PARAMETER	DESCRIPTION
`input_data`	Path to the ZIP file to decompress. TYPE: `Path`
`output_folder`	Folder where the archive content will be extracted. TYPE: `Path`

RETURNS	DESCRIPTION
`Path`	Path to the folder containing the extracted files.

RAISES	DESCRIPTION
`FileNotFoundError`	If the ZIP file does not exist.
`BadZipFile`	If the provided file is not a valid ZIP archive.
`Exception`	For any error during decompression.

`census_trace(file_path, year, output_path=None)`

Extract metadata trace record from the "Metadati" sheet of an Excel file.

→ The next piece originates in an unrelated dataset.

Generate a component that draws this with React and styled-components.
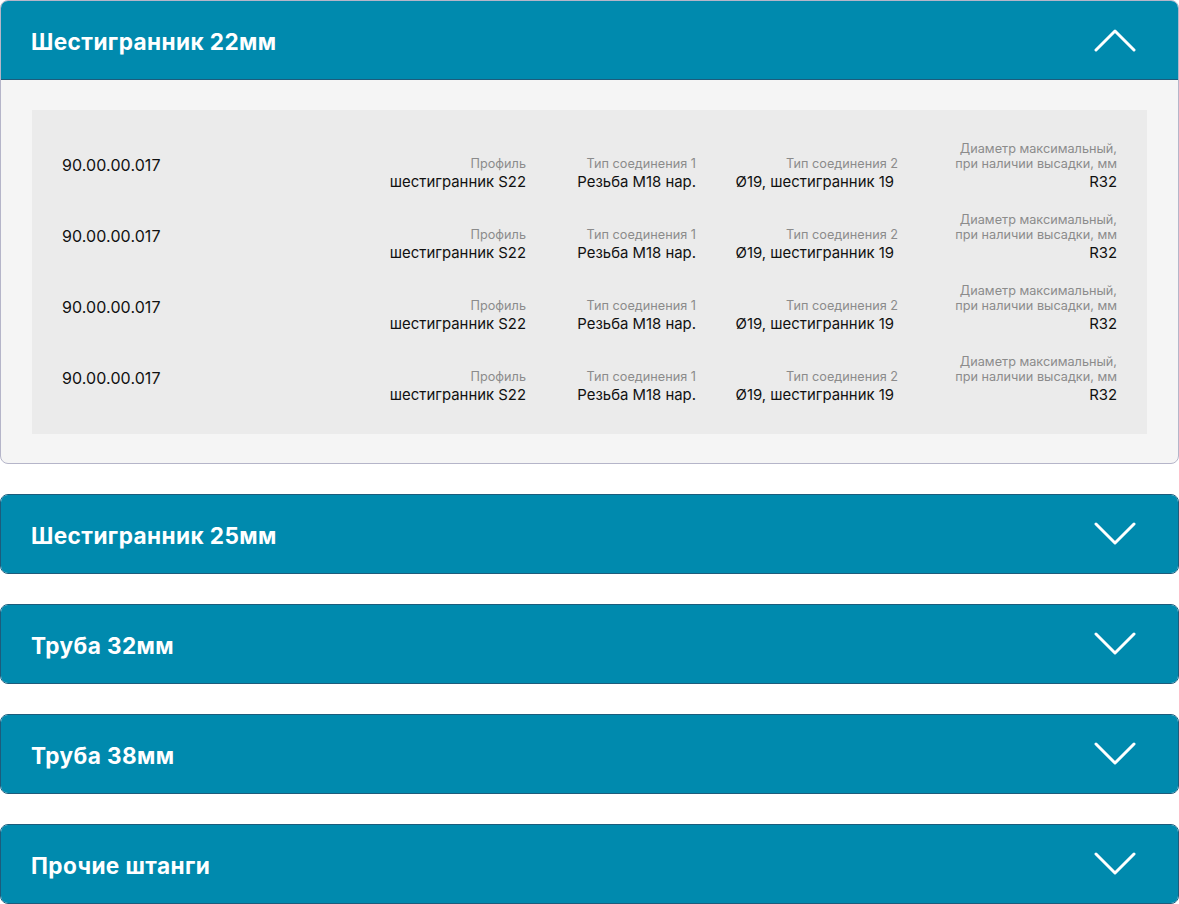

This function accesses the sheet named "Metadati" in an Excel file related to census data, extracts the fundamental columns (field name and description), and constructs a pandas DataFrame with an index based on the field name. If an output path is provided, the trace record is also saved in CSV format.

PARAMETER	DESCRIPTION
`file_path`	Path to the Excel file from which to extract metadata. TYPE: `Path`
`year`	Reference year for the census, used to generate the output file name. TYPE: `int`
`output_path`	Path to the folder where the trace record CSV will be saved. If None, a DataFrame is returned directly. TYPE: `Path \| None` DEFAULT: `None`

RETURNS	DESCRIPTION
`DataFrame \| Path`	Path to the generated CSV file if `output_path` is provided, or a pandas
`DataFrame \| Path`	DataFrame containing the metadata trace record if `output_path` is None.

RAISES	DESCRIPTION
`FileNotFoundError`	If the specified Excel file does not exist.
`XLRDError`	If an error occurs while opening or reading the Excel file.
`Exception`	For any unexpected errors during parsing or saving.

`read_xls(file_path, census_code, output_path=None)`

Read an Excel file (.xls) and return a DataFrame or save data as CSV.

This function opens an Excel file in .xls format, automatically selects the first useful sheet (excluding any sheets named "Metadati"), extracts the sheet rows, constructs a pandas DataFrame, and sets as index the column corresponding to the provided census code.

If an output path is specified, the DataFrame is saved in CSV format; otherwise, it is returned directly.

PARAMETER	DESCRIPTION
`file_path`	Path to the Excel file to read. TYPE: `Path`
`census_code`	Name of the column to use as the DataFrame index (e.g., ISTAT municipality code). TYPE: `str`
`output_path`	Path to the folder where the resulting CSV will be saved. If None, the DataFrame is returned without saving. TYPE: `Path \| None` DEFAULT: `None`

RETURNS	DESCRIPTION
`DataFrame \| Path`	A DataFrame containing data read from the Excel file if `output_path`
`DataFrame \| Path`	is None, or the path to the saved CSV file if `output_path` is specified.

RAISES	DESCRIPTION
`FileNotFoundError`	If the specified file does not exist.
`XLRDError`	If an error occurs while reading the Excel file.
`Exception`	For any unexpected error during parsing or saving.

`read_xlsx(file_path, output_path=None)`

Read an Excel file (XLSX format) and convert to a Pandas DataFrame.

If specified, saves the data in CSV format.

PARAMETER	DESCRIPTION
`file_path`	Path to the Excel file to read. TYPE: `Path`
`output_path`	Path where the generated CSV file will be saved. If not specified, returns the DataFrame. TYPE: `Path \| None` DEFAULT: `None`

RETURNS	DESCRIPTION
`DataFrame \| Path`	A DataFrame if `output_path` is None, otherwise returns the path to
`DataFrame \| Path`	the saved CSV file.

RAISES	DESCRIPTION
`FileNotFoundError`	If the specified Excel file is not found.
`ValueError`	If the Excel file cannot be read correctly.